• AVAILABLE DATA:

::::::

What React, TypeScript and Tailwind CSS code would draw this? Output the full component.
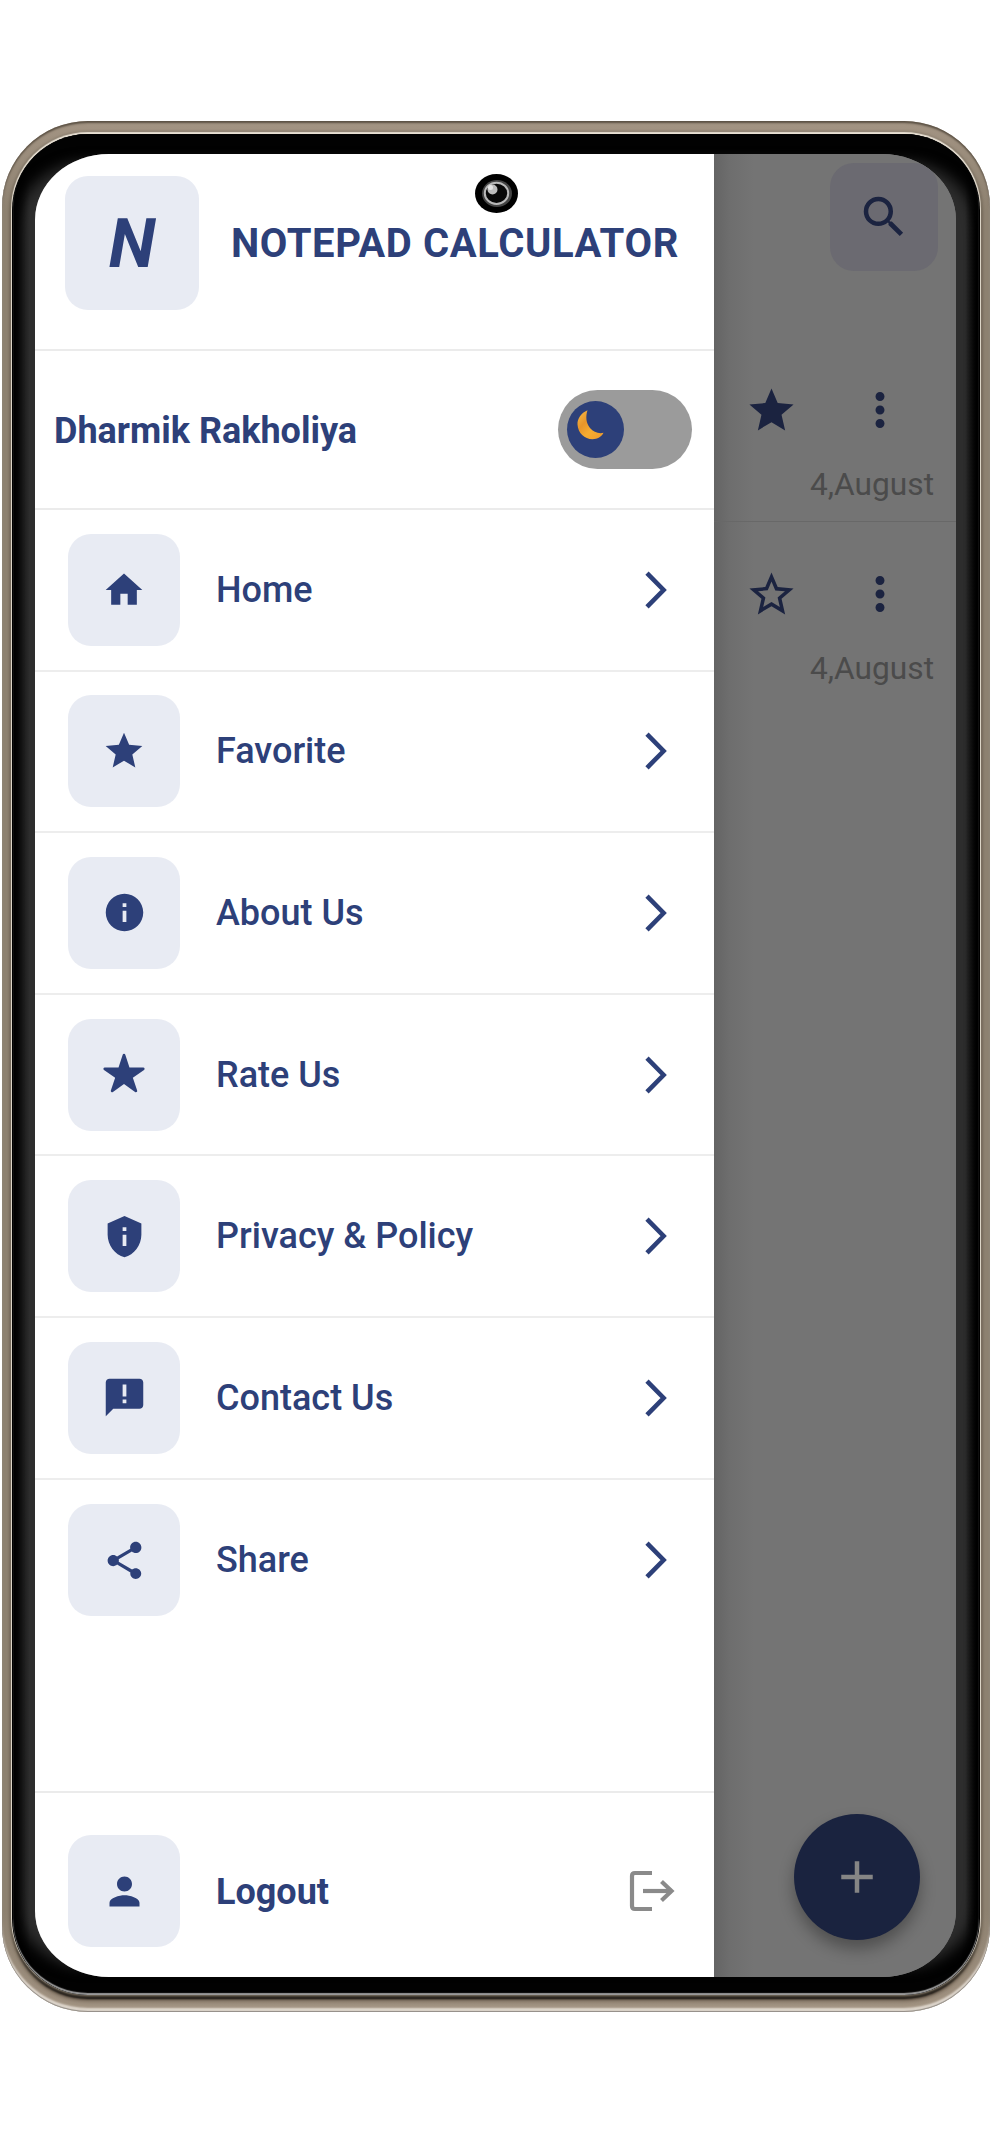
import type { ReactNode } from "react";
import {
  MdAdd,
  MdHome,
  MdInfo,
  MdMoreVert,
  MdPerson,
  MdPrivacyTip,
  MdSearch,
  MdShare,
  MdStar,
  MdStarOutline,
} from "react-icons/md";
import { IoStar } from "react-icons/io5";

function FeedbackIcon() {
  return (
    <svg width="45" height="45" viewBox="0 0 24 24" fill="currentColor">
      <path
        fillRule="evenodd"
        d="M20 2H4c-1.100 0-2 .9-2 2v18l4-4h14c1.100 0 2-.9 2-2V4c0-1.100-.9-2-2-2zM13 15h-2v-2h2v2zM13 11.500h-2V5h2v6.500z"
      />
    </svg>
  );
}

const items: { label: string; icon: ReactNode }[] = [
  { label: "Home", icon: <MdHome size={44} /> },
  { label: "Favorite", icon: <MdStar size={44} /> },
  { label: "About Us", icon: <MdInfo size={45} /> },
  { label: "Rate Us", icon: <IoStar size={44} className="-mt-1" /> },
  { label: "Privacy & Policy", icon: <MdPrivacyTip size={45} /> },
  { label: "Contact Us", icon: <FeedbackIcon /> },
  { label: "Share", icon: <MdShare size={45} /> },
];

function Tile({ children }: { children: ReactNode }) {
  return (
    <div className="flex size-[112px] shrink-0 items-center justify-center rounded-[23px] bg-[#e8ebf3]">
      {children}
    </div>
  );
}

function Chevron() {
  return (
    <svg width="24" height="40" viewBox="0 0 24 40" fill="none" className="ml-auto mr-[46px]">
      <path d="M3 3.200 19.600 20 3 36.800" stroke="#2d4079" strokeWidth="4.600" />
    </svg>
  );
}

function LogoutIcon() {
  return (
    <svg width="46" height="42" viewBox="0 0 46 42" fill="none" stroke="#8a8a8a" strokeWidth="4.200" className="ml-auto mr-[39px]">
      <path d="M23 3H6Q3 3 3 6V36Q3 39 6 39H23" />
      <path d="M14 21H43" />
      <path d="M32.500 11.500 42.500 21 32.500 30.500" />
    </svg>
  );
}

function Moon() {
  return (
    <svg width="28" height="30" viewBox="0 0 28 30" className="mr-[10px] -mt-[9px]">
      <defs>
        <linearGradient id="moon" x1="0" y1="0" x2="1" y2="1">
          <stop offset="0" stopColor="#f8bd48" />
          <stop offset="0.35" stopColor="#e8952a" />
          <stop offset="0.6" stopColor="#f7ac30" />
          <stop offset="1" stopColor="#ee9a2c" />
        </linearGradient>
      </defs>
      <path
        d="M10.500.2C4 3 .3 8.500.5 14.500 1 23 7.500 29.200 15.500 29.200c5 0 9-2.500 11-6.400C21.500 24 16.500 22 13 18 9 13 8.500 6.500 10.500.2Z"
        fill="url(#moon)"
      />
    </svg>
  );
}

function Camera() {
  return (
    <svg width="43" height="39" viewBox="0 0 43 39" preserveAspectRatio="none" className="absolute left-[440px] top-[20px]">
      <ellipse cx="21.500" cy="19.500" rx="21.500" ry="19.500" fill="#000" />
      <ellipse cx="22" cy="19.500" rx="15" ry="13.500" fill="#444" />
      <ellipse cx="21.500" cy="19.300" rx="11.700" ry="10.600" fill="#090909" stroke="#b9b9b9" strokeWidth="2" />
      <circle cx="17.500" cy="15.500" r="5" fill="#bdbdbd" />
      <circle cx="15.500" cy="13.500" r="2.500" fill="#e4e4e4" />
    </svg>
  );
}

function NoteRow({ starred }: { starred: boolean }) {
  return (
    <div className="flex h-[184px] flex-col border-b border-[#686868] last:border-b-0">
      <div className="mt-[45px] flex h-[54px] items-center pl-[31px] text-[#1b2340]">
        {starred ? <MdStar size={53} /> : <MdStarOutline size={53} />}
        <MdMoreVert size={54} className="ml-[55px]" />
      </div>
      <div className="mr-[22px] mt-[30px] text-right text-[31.700px] leading-[36px] text-[#4b4b4b]">4,August</div>
    </div>
  );
}

export default function App() {
  return (
    <div className="h-[2135px] w-[992px] overflow-hidden bg-white px-[2px] pt-[121px] font-['Roboto',sans-serif]">
      <div className="h-[1891px] rounded-[86px] bg-[linear-gradient(to_bottom,#a39483,#8d8170_90px,#8d8170_1790px,#a39483)] px-[10px] pb-[17px] pt-[13px] shadow-[inset_0_2px_2px_#5b5144,inset_0_-1px_1px_#8f8a84,inset_0_-4px_2px_#e0d8ce]">
        <div className="h-full rounded-[76px] bg-black px-[1px] shadow-[0_-1px_1px_1px_#e9e1d4,0_0_3px_2px_#665c4d,0_4px_2px_#0b0907,0_6px_4px_#6b5d4e]">
          <div className="h-full rounded-[75px] bg-[linear-gradient(to_right,#000,#2d2d2d_16px,#2d2d2d_952px,#000_964px)] px-[22px] pb-[18px] pt-[20px] shadow-[inset_0_-2px_1px_#999,inset_0_28px_14px_#020202,inset_0_-28px_14px_#020202]">
            <div className="relative flex h-[1823px] w-[921px] overflow-hidden rounded-[74px/66px] bg-[#747474]">
              <aside className="flex w-[679px] shrink-0 flex-col bg-white text-[#2d4079]">
                <header className="flex h-[197px] items-start border-b-2 border-[#ebebeb] pl-[30px] pt-[22px]">
                  <div className="flex size-[134px] items-center justify-center rounded-[23px] bg-[#e8ebf3] pt-[2px] text-[68px] font-bold italic">
                    N
                  </div>
                  <h1 className="ml-[32px] whitespace-nowrap text-[40px] font-bold leading-[136px] tracking-[0.600px]">
                    NOTEPAD CALCULATOR
                  </h1>
                </header>
                <div className="flex h-[159px] items-center border-b-2 border-[#ebebeb] pl-[19px] pr-[22px]">
                  <span className="pt-[2px] text-[36px] font-bold">Dharmik Rakholiya</span>
                  <div className="ml-auto flex h-[79px] w-[134px] items-center rounded-full bg-[#9b9b9b] pl-[9px]">
                    <div className="flex size-[57px] items-center justify-center rounded-full bg-[#2d4079]">
                      <Moon />
                    </div>
                  </div>
                </div>
                <nav>
                  {items.map((item) => (
                    <div
                      key={item.label}
                      className="flex h-[161.600px] items-center border-b-2 border-[#ededed] pl-[33px] last:border-b-0"
                    >
                      <Tile>{item.icon}</Tile>
                      <span className="ml-[36px] text-[36px] font-medium">{item.label}</span>
                      <Chevron />
                    </div>
                  ))}
                </nav>
                <footer className="mt-auto flex h-[186px] items-start border-t-2 border-[#ebebeb] pl-[33px] pt-[42px]">
                  <Tile>
                    <MdPerson size={45} />
                  </Tile>
                  <div className="flex h-[112px] grow items-center">
                    <span className="ml-[36px] pt-[1px] text-[36px] font-bold">Logout</span>
                    <LogoutIcon />
                  </div>
                </footer>
              </aside>
              <main className="flex grow flex-col bg-[linear-gradient(to_right,#646464,#6e6e6e_16px,#747474_40px)]">
                <div className="ml-auto mr-[18px] mt-[9px] flex size-[108px] shrink-0 items-center justify-center rounded-[24px] bg-[#6b6a71] text-[#1b2340]">
                  <MdSearch size={54} />
                </div>
                <div className="mt-[67px]">
                  <NoteRow starred />
                  <NoteRow starred={false} />
                </div>
                <div className="mb-[37px] ml-auto mr-[36px] mt-auto flex size-[126px] items-center justify-center rounded-full bg-[#1a233f] text-[#858585] shadow-[0_9px_16px_rgba(0,0,0,0.32)]">
                  <MdAdd size={54} />
                </div>
              </main>
              <Camera />
            </div>
          </div>
        </div>
      </div>
    </div>
  );
}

::::::

• TASK DIRECTIONS:
Go through the listing above and write it out again exactly, dropping the pictures.

• EXPECTED ANSWER:
What React, TypeScript and Tailwind CSS code would draw this? Output the full component.
import type { ReactNode } from "react";
import {
  MdAdd,
  MdHome,
  MdInfo,
  MdMoreVert,
  MdPerson,
  MdPrivacyTip,
  MdSearch,
  MdShare,
  MdStar,
  MdStarOutline,
} from "react-icons/md";
import { IoStar } from "react-icons/io5";

function FeedbackIcon() {
  return (
    <svg width="45" height="45" viewBox="0 0 24 24" fill="currentColor">
      <path
        fillRule="evenodd"
        d="M20 2H4c-1.100 0-2 .9-2 2v18l4-4h14c1.100 0 2-.9 2-2V4c0-1.100-.9-2-2-2zM13 15h-2v-2h2v2zM13 11.500h-2V5h2v6.500z"
      />
    </svg>
  );
}

const items: { label: string; icon: ReactNode }[] = [
  { label: "Home", icon: <MdHome size={44} /> },
  { label: "Favorite", icon: <MdStar size={44} /> },
  { label: "About Us", icon: <MdInfo size={45} /> },
  { label: "Rate Us", icon: <IoStar size={44} className="-mt-1" /> },
  { label: "Privacy & Policy", icon: <MdPrivacyTip size={45} /> },
  { label: "Contact Us", icon: <FeedbackIcon /> },
  { label: "Share", icon: <MdShare size={45} /> },
];

function Tile({ children }: { children: ReactNode }) {
  return (
    <div className="flex size-[112px] shrink-0 items-center justify-center rounded-[23px] bg-[#e8ebf3]">
      {children}
    </div>
  );
}

function Chevron() {
  return (
    <svg width="24" height="40" viewBox="0 0 24 40" fill="none" className="ml-auto mr-[46px]">
      <path d="M3 3.200 19.600 20 3 36.800" stroke="#2d4079" strokeWidth="4.600" />
    </svg>
  );
}

function LogoutIcon() {
  return (
    <svg width="46" height="42" viewBox="0 0 46 42" fill="none" stroke="#8a8a8a" strokeWidth="4.200" className="ml-auto mr-[39px]">
      <path d="M23 3H6Q3 3 3 6V36Q3 39 6 39H23" />
      <path d="M14 21H43" />
      <path d="M32.500 11.500 42.500 21 32.500 30.500" />
    </svg>
  );
}

function Moon() {
  return (
    <svg width="28" height="30" viewBox="0 0 28 30" className="mr-[10px] -mt-[9px]">
      <defs>
        <linearGradient id="moon" x1="0" y1="0" x2="1" y2="1">
          <stop offset="0" stopColor="#f8bd48" />
          <stop offset="0.35" stopColor="#e8952a" />
          <stop offset="0.6" stopColor="#f7ac30" />
          <stop offset="1" stopColor="#ee9a2c" />
        </linearGradient>
      </defs>
      <path
        d="M10.500.2C4 3 .3 8.500.5 14.500 1 23 7.500 29.200 15.500 29.200c5 0 9-2.500 11-6.400C21.500 24 16.500 22 13 18 9 13 8.500 6.500 10.500.2Z"
        fill="url(#moon)"
      />
    </svg>
  );
}

function Camera() {
  return (
    <svg width="43" height="39" viewBox="0 0 43 39" preserveAspectRatio="none" className="absolute left-[440px] top-[20px]">
      <ellipse cx="21.500" cy="19.500" rx="21.500" ry="19.500" fill="#000" />
      <ellipse cx="22" cy="19.500" rx="15" ry="13.500" fill="#444" />
      <ellipse cx="21.500" cy="19.300" rx="11.700" ry="10.600" fill="#090909" stroke="#b9b9b9" strokeWidth="2" />
      <circle cx="17.500" cy="15.500" r="5" fill="#bdbdbd" />
      <circle cx="15.500" cy="13.500" r="2.500" fill="#e4e4e4" />
    </svg>
  );
}

function NoteRow({ starred }: { starred: boolean }) {
  return (
    <div className="flex h-[184px] flex-col border-b border-[#686868] last:border-b-0">
      <div className="mt-[45px] flex h-[54px] items-center pl-[31px] text-[#1b2340]">
        {starred ? <MdStar size={53} /> : <MdStarOutline size={53} />}
        <MdMoreVert size={54} className="ml-[55px]" />
      </div>
      <div className="mr-[22px] mt-[30px] text-right text-[31.700px] leading-[36px] text-[#4b4b4b]">4,August</div>
    </div>
  );
}

export default function App() {
  return (
    <div className="h-[2135px] w-[992px] overflow-hidden bg-white px-[2px] pt-[121px] font-['Roboto',sans-serif]">
      <div className="h-[1891px] rounded-[86px] bg-[linear-gradient(to_bottom,#a39483,#8d8170_90px,#8d8170_1790px,#a39483)] px-[10px] pb-[17px] pt-[13px] shadow-[inset_0_2px_2px_#5b5144,inset_0_-1px_1px_#8f8a84,inset_0_-4px_2px_#e0d8ce]">
        <div className="h-full rounded-[76px] bg-black px-[1px] shadow-[0_-1px_1px_1px_#e9e1d4,0_0_3px_2px_#665c4d,0_4px_2px_#0b0907,0_6px_4px_#6b5d4e]">
          <div className="h-full rounded-[75px] bg-[linear-gradient(to_right,#000,#2d2d2d_16px,#2d2d2d_952px,#000_964px)] px-[22px] pb-[18px] pt-[20px] shadow-[inset_0_-2px_1px_#999,inset_0_28px_14px_#020202,inset_0_-28px_14px_#020202]">
            <div className="relative flex h-[1823px] w-[921px] overflow-hidden rounded-[74px/66px] bg-[#747474]">
              <aside className="flex w-[679px] shrink-0 flex-col bg-white text-[#2d4079]">
                <header className="flex h-[197px] items-start border-b-2 border-[#ebebeb] pl-[30px] pt-[22px]">
                  <div className="flex size-[134px] items-center justify-center rounded-[23px] bg-[#e8ebf3] pt-[2px] text-[68px] font-bold italic">
                    N
                  </div>
                  <h1 className="ml-[32px] whitespace-nowrap text-[40px] font-bold leading-[136px] tracking-[0.600px]">
                    NOTEPAD CALCULATOR
                  </h1>
                </header>
                <div className="flex h-[159px] items-center border-b-2 border-[#ebebeb] pl-[19px] pr-[22px]">
                  <span className="pt-[2px] text-[36px] font-bold">Dharmik Rakholiya</span>
                  <div className="ml-auto flex h-[79px] w-[134px] items-center rounded-full bg-[#9b9b9b] pl-[9px]">
                    <div className="flex size-[57px] items-center justify-center rounded-full bg-[#2d4079]">
                      <Moon />
                    </div>
                  </div>
                </div>
                <nav>
                  {items.map((item) => (
                    <div
                      key={item.label}
                      className="flex h-[161.600px] items-center border-b-2 border-[#ededed] pl-[33px] last:border-b-0"
                    >
                      <Tile>{item.icon}</Tile>
                      <span className="ml-[36px] text-[36px] font-medium">{item.label}</span>
                      <Chevron />
                    </div>
                  ))}
                </nav>
                <footer className="mt-auto flex h-[186px] items-start border-t-2 border-[#ebebeb] pl-[33px] pt-[42px]">
                  <Tile>
                    <MdPerson size={45} />
                  </Tile>
                  <div className="flex h-[112px] grow items-center">
                    <span className="ml-[36px] pt-[1px] text-[36px] font-bold">Logout</span>
                    <LogoutIcon />
                  </div>
                </footer>
              </aside>
              <main className="flex grow flex-col bg-[linear-gradient(to_right,#646464,#6e6e6e_16px,#747474_40px)]">
                <div className="ml-auto mr-[18px] mt-[9px] flex size-[108px] shrink-0 items-center justify-center rounded-[24px] bg-[#6b6a71] text-[#1b2340]">
                  <MdSearch size={54} />
                </div>
                <div className="mt-[67px]">
                  <NoteRow starred />
                  <NoteRow starred={false} />
                </div>
                <div className="mb-[37px] ml-auto mr-[36px] mt-auto flex size-[126px] items-center justify-center rounded-full bg-[#1a233f] text-[#858585] shadow-[0_9px_16px_rgba(0,0,0,0.32)]">
                  <MdAdd size={54} />
                </div>
              </main>
              <Camera />
            </div>
          </div>
        </div>
      </div>
    </div>
  );
}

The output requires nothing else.